_EXERCISE GOAL_: Give back every line exactly as it appears, pictures excluded.

+===+

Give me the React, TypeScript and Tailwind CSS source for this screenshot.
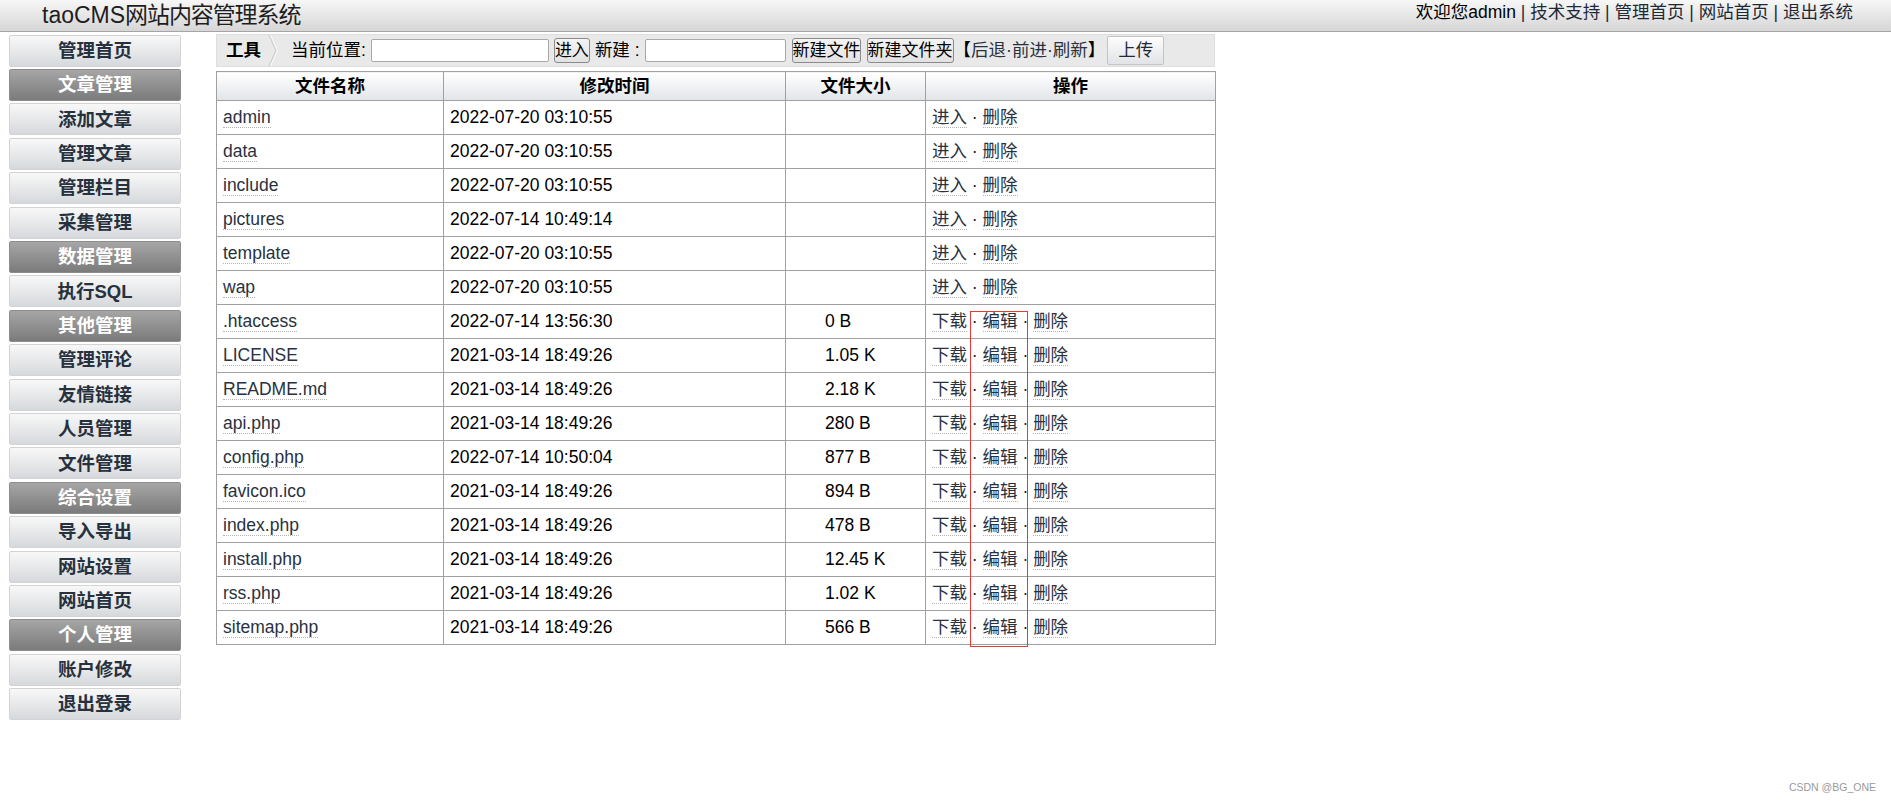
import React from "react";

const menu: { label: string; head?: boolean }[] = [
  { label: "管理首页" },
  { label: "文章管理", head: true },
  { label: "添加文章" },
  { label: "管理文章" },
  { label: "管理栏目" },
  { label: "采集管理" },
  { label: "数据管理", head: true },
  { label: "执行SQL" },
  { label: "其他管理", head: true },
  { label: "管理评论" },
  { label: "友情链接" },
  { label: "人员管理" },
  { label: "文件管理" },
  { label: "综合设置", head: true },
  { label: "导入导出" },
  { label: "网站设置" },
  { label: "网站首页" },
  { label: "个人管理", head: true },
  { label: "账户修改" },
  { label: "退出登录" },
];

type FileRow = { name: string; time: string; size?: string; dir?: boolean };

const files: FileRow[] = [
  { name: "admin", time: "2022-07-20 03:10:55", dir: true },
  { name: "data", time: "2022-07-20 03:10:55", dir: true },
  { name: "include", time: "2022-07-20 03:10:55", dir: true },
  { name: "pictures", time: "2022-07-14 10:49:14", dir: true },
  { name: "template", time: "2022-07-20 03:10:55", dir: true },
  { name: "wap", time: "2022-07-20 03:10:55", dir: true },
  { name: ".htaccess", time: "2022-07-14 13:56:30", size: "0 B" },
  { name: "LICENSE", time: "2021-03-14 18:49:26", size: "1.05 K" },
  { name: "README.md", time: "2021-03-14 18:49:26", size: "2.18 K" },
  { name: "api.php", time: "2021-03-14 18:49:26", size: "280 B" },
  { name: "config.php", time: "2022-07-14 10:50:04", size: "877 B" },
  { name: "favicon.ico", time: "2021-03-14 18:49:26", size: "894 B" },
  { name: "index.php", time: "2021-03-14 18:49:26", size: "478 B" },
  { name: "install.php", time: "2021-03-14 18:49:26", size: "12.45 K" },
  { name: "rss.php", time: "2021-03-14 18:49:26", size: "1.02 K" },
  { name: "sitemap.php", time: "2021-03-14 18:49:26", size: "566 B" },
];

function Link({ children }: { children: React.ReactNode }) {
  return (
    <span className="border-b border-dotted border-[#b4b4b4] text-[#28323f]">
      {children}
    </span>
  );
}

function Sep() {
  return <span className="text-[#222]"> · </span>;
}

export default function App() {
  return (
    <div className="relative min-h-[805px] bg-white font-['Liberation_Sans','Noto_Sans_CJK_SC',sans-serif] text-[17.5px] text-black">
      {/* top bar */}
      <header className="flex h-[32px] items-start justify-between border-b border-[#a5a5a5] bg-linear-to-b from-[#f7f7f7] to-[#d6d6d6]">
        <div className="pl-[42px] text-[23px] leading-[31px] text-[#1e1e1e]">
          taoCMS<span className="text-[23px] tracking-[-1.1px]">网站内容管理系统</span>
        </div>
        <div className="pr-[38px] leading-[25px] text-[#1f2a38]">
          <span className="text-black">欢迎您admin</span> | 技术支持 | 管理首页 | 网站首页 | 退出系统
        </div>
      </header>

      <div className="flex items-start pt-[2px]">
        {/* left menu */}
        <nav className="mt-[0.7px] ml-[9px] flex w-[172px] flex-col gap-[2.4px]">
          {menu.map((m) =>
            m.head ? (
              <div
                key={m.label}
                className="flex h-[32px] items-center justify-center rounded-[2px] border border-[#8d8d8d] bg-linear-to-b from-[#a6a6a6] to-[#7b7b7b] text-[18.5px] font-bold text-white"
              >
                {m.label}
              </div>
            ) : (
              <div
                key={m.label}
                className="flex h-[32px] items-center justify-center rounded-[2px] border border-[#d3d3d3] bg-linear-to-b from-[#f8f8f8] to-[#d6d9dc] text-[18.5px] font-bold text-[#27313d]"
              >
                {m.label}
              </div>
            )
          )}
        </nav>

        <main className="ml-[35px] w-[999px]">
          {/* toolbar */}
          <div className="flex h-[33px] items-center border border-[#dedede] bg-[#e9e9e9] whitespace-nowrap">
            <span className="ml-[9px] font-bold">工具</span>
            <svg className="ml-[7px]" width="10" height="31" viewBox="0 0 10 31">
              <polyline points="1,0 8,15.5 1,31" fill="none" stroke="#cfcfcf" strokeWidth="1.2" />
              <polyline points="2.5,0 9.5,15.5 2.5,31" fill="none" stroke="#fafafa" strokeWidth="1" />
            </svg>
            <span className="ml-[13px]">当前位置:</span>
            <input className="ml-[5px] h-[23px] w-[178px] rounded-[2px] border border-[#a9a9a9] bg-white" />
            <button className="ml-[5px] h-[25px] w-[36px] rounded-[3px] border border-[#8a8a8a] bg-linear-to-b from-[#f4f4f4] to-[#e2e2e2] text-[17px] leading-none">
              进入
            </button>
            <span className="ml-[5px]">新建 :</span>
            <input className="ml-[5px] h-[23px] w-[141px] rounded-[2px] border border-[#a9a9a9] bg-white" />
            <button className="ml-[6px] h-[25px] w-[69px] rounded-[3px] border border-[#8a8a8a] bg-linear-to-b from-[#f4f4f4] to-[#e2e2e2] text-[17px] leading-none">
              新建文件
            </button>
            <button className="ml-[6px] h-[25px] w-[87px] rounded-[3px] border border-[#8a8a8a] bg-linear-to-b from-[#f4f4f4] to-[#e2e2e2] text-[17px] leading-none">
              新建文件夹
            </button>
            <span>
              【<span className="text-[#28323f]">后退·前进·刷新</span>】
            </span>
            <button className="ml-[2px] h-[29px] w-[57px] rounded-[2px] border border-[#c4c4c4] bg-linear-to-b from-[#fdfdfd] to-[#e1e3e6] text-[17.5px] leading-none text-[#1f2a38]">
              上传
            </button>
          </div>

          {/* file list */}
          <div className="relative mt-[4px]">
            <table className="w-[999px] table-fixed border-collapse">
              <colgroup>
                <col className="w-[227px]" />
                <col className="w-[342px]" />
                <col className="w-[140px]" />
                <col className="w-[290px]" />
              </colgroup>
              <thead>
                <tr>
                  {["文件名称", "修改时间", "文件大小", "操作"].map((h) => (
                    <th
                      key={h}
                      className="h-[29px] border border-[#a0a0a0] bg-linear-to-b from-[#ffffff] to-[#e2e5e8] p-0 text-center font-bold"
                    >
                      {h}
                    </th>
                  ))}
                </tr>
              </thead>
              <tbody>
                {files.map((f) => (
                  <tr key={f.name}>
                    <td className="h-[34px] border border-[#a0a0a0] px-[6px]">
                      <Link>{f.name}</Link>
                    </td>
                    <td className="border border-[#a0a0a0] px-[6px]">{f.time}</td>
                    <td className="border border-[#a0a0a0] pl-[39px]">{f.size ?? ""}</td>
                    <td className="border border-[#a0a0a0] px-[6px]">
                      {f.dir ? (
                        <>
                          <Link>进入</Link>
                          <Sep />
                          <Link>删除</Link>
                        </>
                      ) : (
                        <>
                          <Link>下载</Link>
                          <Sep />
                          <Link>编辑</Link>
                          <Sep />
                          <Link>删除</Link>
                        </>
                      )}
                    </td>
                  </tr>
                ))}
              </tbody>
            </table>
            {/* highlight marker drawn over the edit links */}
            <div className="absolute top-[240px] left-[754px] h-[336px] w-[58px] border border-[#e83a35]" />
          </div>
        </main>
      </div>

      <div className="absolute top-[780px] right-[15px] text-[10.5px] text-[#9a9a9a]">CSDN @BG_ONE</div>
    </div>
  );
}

+===+

_ANSWER FOR THE TASK_:
Give me the React, TypeScript and Tailwind CSS source for this screenshot.
import React from "react";

const menu: { label: string; head?: boolean }[] = [
  { label: "管理首页" },
  { label: "文章管理", head: true },
  { label: "添加文章" },
  { label: "管理文章" },
  { label: "管理栏目" },
  { label: "采集管理" },
  { label: "数据管理", head: true },
  { label: "执行SQL" },
  { label: "其他管理", head: true },
  { label: "管理评论" },
  { label: "友情链接" },
  { label: "人员管理" },
  { label: "文件管理" },
  { label: "综合设置", head: true },
  { label: "导入导出" },
  { label: "网站设置" },
  { label: "网站首页" },
  { label: "个人管理", head: true },
  { label: "账户修改" },
  { label: "退出登录" },
];

type FileRow = { name: string; time: string; size?: string; dir?: boolean };

const files: FileRow[] = [
  { name: "admin", time: "2022-07-20 03:10:55", dir: true },
  { name: "data", time: "2022-07-20 03:10:55", dir: true },
  { name: "include", time: "2022-07-20 03:10:55", dir: true },
  { name: "pictures", time: "2022-07-14 10:49:14", dir: true },
  { name: "template", time: "2022-07-20 03:10:55", dir: true },
  { name: "wap", time: "2022-07-20 03:10:55", dir: true },
  { name: ".htaccess", time: "2022-07-14 13:56:30", size: "0 B" },
  { name: "LICENSE", time: "2021-03-14 18:49:26", size: "1.05 K" },
  { name: "README.md", time: "2021-03-14 18:49:26", size: "2.18 K" },
  { name: "api.php", time: "2021-03-14 18:49:26", size: "280 B" },
  { name: "config.php", time: "2022-07-14 10:50:04", size: "877 B" },
  { name: "favicon.ico", time: "2021-03-14 18:49:26", size: "894 B" },
  { name: "index.php", time: "2021-03-14 18:49:26", size: "478 B" },
  { name: "install.php", time: "2021-03-14 18:49:26", size: "12.45 K" },
  { name: "rss.php", time: "2021-03-14 18:49:26", size: "1.02 K" },
  { name: "sitemap.php", time: "2021-03-14 18:49:26", size: "566 B" },
];

function Link({ children }: { children: React.ReactNode }) {
  return (
    <span className="border-b border-dotted border-[#b4b4b4] text-[#28323f]">
      {children}
    </span>
  );
}

function Sep() {
  return <span className="text-[#222]"> · </span>;
}

export default function App() {
  return (
    <div className="relative min-h-[805px] bg-white font-['Liberation_Sans','Noto_Sans_CJK_SC',sans-serif] text-[17.5px] text-black">
      {/* top bar */}
      <header className="flex h-[32px] items-start justify-between border-b border-[#a5a5a5] bg-linear-to-b from-[#f7f7f7] to-[#d6d6d6]">
        <div className="pl-[42px] text-[23px] leading-[31px] text-[#1e1e1e]">
          taoCMS<span className="text-[23px] tracking-[-1.1px]">网站内容管理系统</span>
        </div>
        <div className="pr-[38px] leading-[25px] text-[#1f2a38]">
          <span className="text-black">欢迎您admin</span> | 技术支持 | 管理首页 | 网站首页 | 退出系统
        </div>
      </header>

      <div className="flex items-start pt-[2px]">
        {/* left menu */}
        <nav className="mt-[0.7px] ml-[9px] flex w-[172px] flex-col gap-[2.4px]">
          {menu.map((m) =>
            m.head ? (
              <div
                key={m.label}
                className="flex h-[32px] items-center justify-center rounded-[2px] border border-[#8d8d8d] bg-linear-to-b from-[#a6a6a6] to-[#7b7b7b] text-[18.5px] font-bold text-white"
              >
                {m.label}
              </div>
            ) : (
              <div
                key={m.label}
                className="flex h-[32px] items-center justify-center rounded-[2px] border border-[#d3d3d3] bg-linear-to-b from-[#f8f8f8] to-[#d6d9dc] text-[18.5px] font-bold text-[#27313d]"
              >
                {m.label}
              </div>
            )
          )}
        </nav>

        <main className="ml-[35px] w-[999px]">
          {/* toolbar */}
          <div className="flex h-[33px] items-center border border-[#dedede] bg-[#e9e9e9] whitespace-nowrap">
            <span className="ml-[9px] font-bold">工具</span>
            <svg className="ml-[7px]" width="10" height="31" viewBox="0 0 10 31">
              <polyline points="1,0 8,15.5 1,31" fill="none" stroke="#cfcfcf" strokeWidth="1.2" />
              <polyline points="2.5,0 9.5,15.5 2.5,31" fill="none" stroke="#fafafa" strokeWidth="1" />
            </svg>
            <span className="ml-[13px]">当前位置:</span>
            <input className="ml-[5px] h-[23px] w-[178px] rounded-[2px] border border-[#a9a9a9] bg-white" />
            <button className="ml-[5px] h-[25px] w-[36px] rounded-[3px] border border-[#8a8a8a] bg-linear-to-b from-[#f4f4f4] to-[#e2e2e2] text-[17px] leading-none">
              进入
            </button>
            <span className="ml-[5px]">新建 :</span>
            <input className="ml-[5px] h-[23px] w-[141px] rounded-[2px] border border-[#a9a9a9] bg-white" />
            <button className="ml-[6px] h-[25px] w-[69px] rounded-[3px] border border-[#8a8a8a] bg-linear-to-b from-[#f4f4f4] to-[#e2e2e2] text-[17px] leading-none">
              新建文件
            </button>
            <button className="ml-[6px] h-[25px] w-[87px] rounded-[3px] border border-[#8a8a8a] bg-linear-to-b from-[#f4f4f4] to-[#e2e2e2] text-[17px] leading-none">
              新建文件夹
            </button>
            <span>
              【<span className="text-[#28323f]">后退·前进·刷新</span>】
            </span>
            <button className="ml-[2px] h-[29px] w-[57px] rounded-[2px] border border-[#c4c4c4] bg-linear-to-b from-[#fdfdfd] to-[#e1e3e6] text-[17.5px] leading-none text-[#1f2a38]">
              上传
            </button>
          </div>

          {/* file list */}
          <div className="relative mt-[4px]">
            <table className="w-[999px] table-fixed border-collapse">
              <colgroup>
                <col className="w-[227px]" />
                <col className="w-[342px]" />
                <col className="w-[140px]" />
                <col className="w-[290px]" />
              </colgroup>
              <thead>
                <tr>
                  {["文件名称", "修改时间", "文件大小", "操作"].map((h) => (
                    <th
                      key={h}
                      className="h-[29px] border border-[#a0a0a0] bg-linear-to-b from-[#ffffff] to-[#e2e5e8] p-0 text-center font-bold"
                    >
                      {h}
                    </th>
                  ))}
                </tr>
              </thead>
              <tbody>
                {files.map((f) => (
                  <tr key={f.name}>
                    <td className="h-[34px] border border-[#a0a0a0] px-[6px]">
                      <Link>{f.name}</Link>
                    </td>
                    <td className="border border-[#a0a0a0] px-[6px]">{f.time}</td>
                    <td className="border border-[#a0a0a0] pl-[39px]">{f.size ?? ""}</td>
                    <td className="border border-[#a0a0a0] px-[6px]">
                      {f.dir ? (
                        <>
                          <Link>进入</Link>
                          <Sep />
                          <Link>删除</Link>
                        </>
                      ) : (
                        <>
                          <Link>下载</Link>
                          <Sep />
                          <Link>编辑</Link>
                          <Sep />
                          <Link>删除</Link>
                        </>
                      )}
                    </td>
                  </tr>
                ))}
              </tbody>
            </table>
            {/* highlight marker drawn over the edit links */}
            <div className="absolute top-[240px] left-[754px] h-[336px] w-[58px] border border-[#e83a35]" />
          </div>
        </main>
      </div>

      <div className="absolute top-[780px] right-[15px] text-[10.5px] text-[#9a9a9a]">CSDN @BG_ONE</div>
    </div>
  );
}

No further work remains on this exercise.